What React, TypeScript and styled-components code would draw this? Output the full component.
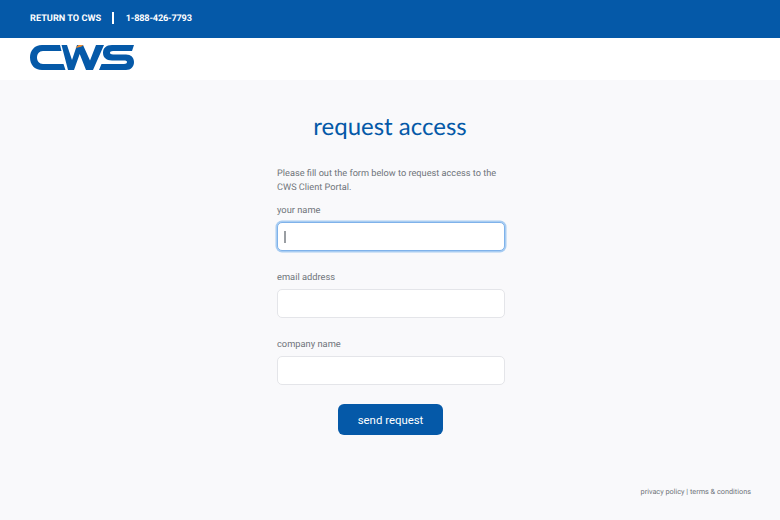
import styled, { createGlobalStyle } from 'styled-components';

const GlobalStyle = createGlobalStyle`
  html, body {
    margin: 0;
    padding: 0;
  }

  body {
    background: #f9f9fb;
    font-family: Roboto, 'Open Sans', sans-serif;
    text-rendering: geometricPrecision;
  }

  * {
    box-sizing: border-box;
  }
`;

const fields = [
  { id: 'name', label: 'your name', focused: true },
  { id: 'email', label: 'email address', focused: false },
  { id: 'company', label: 'company name', focused: false },
];

function Logo() {
  return (
    <svg width="104" height="25" viewBox="0 0 104 25" aria-label="CWS logo">
      <path
        fill="#0559a8"
        d="M12 0H30L31.500 6H13C9 6 7 9 7 12.500S9 19 13 19H33.500L35.500 25H12C4.500 25 0 19.500 0 12.500S4.500 0 12 0Z"
      />
      <path
        fill="#0559a8"
        d="M31.500 0H37L42 15L47 0H53L60 15.500L66 0H74L63 25H56L49.700 9L44 25H38Z"
      />
      <path
        fill="#0559a8"
        d="M82 0H104L102 6H83C81 6 80 6.800 80 7.800S81 9.500 83 9.500H96C101 9.500 104 12.500 104 17S101 25 96 25H69L71.500 19H94C96 19 97 18 97 17S96 15.500 94 15.500H82C76 15.500 73 12.500 73 7.800S76 0 82 0Z"
      />
      <path fill="#ee8a2c" d="M45.500 3L48.500 0H53.500L51 1.800Z" />
    </svg>
  );
}

export default function App() {
  return (
    <Page>
      <GlobalStyle />
      <TopBar>
        <TopLink>RETURN TO CWS</TopLink>
        <Divider />
        <TopLink $tight>1-888-426-7793</TopLink>
      </TopBar>
      <LogoBar>
        <Logo />
      </LogoBar>
      <Main>
        <Title>request access</Title>
        <Form>
          <Intro>Please fill out the form below to request access to the CWS Client Portal.</Intro>
          {fields.map((field) => (
            <Field key={field.id}>
              <Label htmlFor={field.id}>{field.label}</Label>
              <InputWrap>
                <Input id={field.id} type="text" $focused={field.focused} />
                {field.focused && <Caret />}
              </InputWrap>
            </Field>
          ))}
          <SendButton type="button">send request</SendButton>
        </Form>
      </Main>
      <Footer>privacy policy | terms &amp; conditions</Footer>
    </Page>
  );
}

const Page = styled.div`
  display: flex;
  flex-direction: column;
  width: 780px;
  height: 520px;
  overflow: hidden;
  background: #f9f9fb;
`;

const TopBar = styled.header`
  display: flex;
  align-items: center;
  height: 38px;
  padding: 0 0 2px 30px;
  background: #0559a8;
`;

const TopLink = styled.a<{ $tight?: boolean }>`
  font-size: 9.2px;
  font-weight: 700;
  letter-spacing: ${(p) => (p.$tight ? '-0.2px' : '0')};
  color: #fff;
`;

const Divider = styled.span`
  width: 1.5px;
  height: 12px;
  margin: 0 12px 0 11px;
  background: #fff;
`;

const LogoBar = styled.div`
  display: flex;
  height: 42px;
  padding: 7px 0 0 30px;
  background: #fff;
`;

const Main = styled.main`
  display: flex;
  flex: 1;
  flex-direction: column;
  align-items: center;
  padding-top: 31px;
`;

const Title = styled.h1`
  margin: 0;
  font-family: Lato, Roboto, sans-serif;
  font-size: 24px;
  font-weight: 400;
  line-height: 32px;
  color: #0559a8;
`;

const Form = styled.form`
  display: flex;
  flex-direction: column;
  width: 228px;
  margin-top: 24px;
  margin-left: 2px;
`;

const Intro = styled.p`
  margin: 0;
  font-size: 9.2px;
  line-height: 14px;
  color: #6f747a;
`;

const Field = styled.div`
  display: flex;
  flex-direction: column;
  margin-top: 9px;
  margin-bottom: 11px;
`;

const Label = styled.label`
  margin-bottom: 4px;
  font-size: 9.3px;
  line-height: 14px;
  color: #6f747a;
`;

const InputWrap = styled.div`
  position: relative;
`;

const Input = styled.input<{ $focused: boolean }>`
  display: block;
  width: 100%;
  height: 29px;
  background: #fff;
  border: ${(p) => (p.$focused ? '1px solid #7fb2ea' : '1.5px solid #e4e5e9')};
  border-radius: 5px;
  outline: none;
  box-shadow: ${(p) => (p.$focused ? '0 0 0 1.5px #a9cdf2' : 'none')};
`;

const Caret = styled.span`
  position: absolute;
  top: 9px;
  left: 7px;
  width: 1.5px;
  height: 12px;
  background: #9a9ea3;
`;

const SendButton = styled.button`
  align-self: center;
  width: 105px;
  height: 31px;
  margin: 8px 1px 0 0;
  padding: 0;
  font-family: inherit;
  font-size: 11.4px;
  color: #fff;
  background: #0559a8;
  border: none;
  border-radius: 6px;
`;

const Footer = styled.footer`
  align-self: flex-end;
  padding: 0 29px 22px 0;
  font-size: 7.3px;
  line-height: 12px;
  color: #6f747a;
`;
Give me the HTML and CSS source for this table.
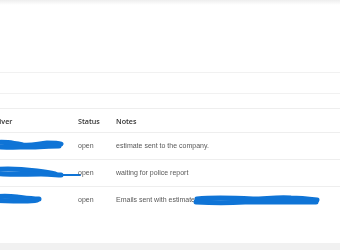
FILE: index.html
```html
<!DOCTYPE html>
<html lang="en">
<head>
<meta charset="utf-8">
<title>Claims</title>
<link rel="stylesheet" href="styles.css">
</head>
<body>
<div class="page">
  <div class="top-shade"></div>
  <div class="panel-space"></div>
  <div class="strip strip-a"></div>
  <div class="strip strip-b"></div>

  <div class="table">
    <div class="row head">
      <div class="cell">Driver</div>
      <div class="cell">Status</div>
      <div class="cell">Notes</div>
    </div>

    <div class="row">
      <div class="cell">
        <svg class="mark" width="72" height="14" viewBox="0 0 72 14">
          <path d="M1 5 C12 3 22 5 32 7 C40 8 46 6 56 5 C62 5 67 5 70 6" />
          <path d="M1 8 C14 10 26 9 38 9 C48 9 58 8 68 8" />
        </svg>
      </div>
      <div class="cell">open</div>
      <div class="cell">estimate sent to the company.</div>
    </div>

    <div class="row">
      <div class="cell">
        <svg class="mark" width="92" height="14" viewBox="0 0 92 14">
          <path d="M1 5 C14 3 30 4 46 6 C54 7 60 8 64 9" />
          <path d="M1 8 C16 10 32 9 50 9 C60 9 66 10 70 10" />
          <path class="thin" d="M56 10 C68 10 80 10 89 10" />
        </svg>
      </div>
      <div class="cell">open</div>
      <div class="cell">waiting for police report</div>
    </div>

    <div class="row">
      <div class="cell">
        <svg class="mark" width="50" height="14" viewBox="0 0 50 14">
          <path d="M1 5 C10 4 18 4 26 5 C34 6 40 7 48 7" />
          <path d="M1 8 C12 9 22 9 32 9 C38 9 42 9 46 8" />
        </svg>
      </div>
      <div class="cell">open</div>
      <div class="cell">Emails sent with estimate<svg class="mark inline" width="124" height="14" viewBox="0 0 124 14">
          <path d="M2 6 C20 4 40 5 58 6 C70 6 82 4 96 5 C106 5 114 6 122 7" />
          <path d="M1 9 C18 10 34 10 50 9 C64 9 80 9 96 9 C106 9 114 9 121 9" />
        </svg></div>
    </div>
  </div>

  <div class="fill"></div>
  <div class="footer-band"></div>
</div>
</body>
</html>
```

FILE: styles.css
```css
html, body {
  margin: 0;
  padding: 0;
  background: #ffffff;
}

body {
  font-family: "Liberation Sans", Arial, sans-serif;
  font-size: 7px;
  color: #595959;
  overflow: hidden;
}

.page {
  width: 340px;
  height: 250px;
  display: flex;
  flex-direction: column;
  overflow: hidden;
}

.top-shade {
  height: 5px;
  flex: none;
  background: linear-gradient(#eeeeee, #ffffff);
}

.panel-space {
  height: 67px;
  flex: none;
}

.strip {
  flex: none;
  border-top: 1px solid #f1f1f1;
}

.strip-a {
  height: 20px;
}

.strip-b {
  height: 14px;
}

/* the table is scrolled a little to the right, so the first column is clipped */
.table {
  flex: none;
  margin-left: -9px;
  border-top: 1px solid #eeeeee;
  will-change: transform;
}

.row {
  display: grid;
  grid-template-columns: 87px 38px 1fr;
  height: 26px;
  border-top: 1px solid #eeeeee;
}

.row.head {
  height: 23px;
  border-top: none;
  font-family: "Open Sans", "Liberation Sans", sans-serif;
  font-weight: 600;
  font-size: 7.2px;
  color: #333333;
}

.cell {
  display: flex;
  align-items: center;
  white-space: nowrap;
  padding-bottom: 2px;
}

.row.head .cell {
  padding-bottom: 0;
  padding-top: 1px;
}

.mark {
  display: block;
  overflow: visible;
  flex: none;
}

.mark.inline {
  display: inline-block;
  margin-top: 1px;
}

.mark path {
  fill: none;
  stroke: #0f74d6;
  stroke-width: 5;
  stroke-linecap: round;
  stroke-linejoin: round;
}

.mark path.thin {
  stroke-width: 2.2;
}

.fill {
  flex: 1 1 auto;
}

.footer-band {
  height: 7px;
  flex: none;
  background: #f1f1f1;
}
```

_Task to complete_. Using the listing above, gather each line that holds the string "table" and copy it.

_Written solution_.
Give me the HTML and CSS source for this table.
  <div class="table">
/* the table is scrolled a little to the right, so the first column is clipped */
.table {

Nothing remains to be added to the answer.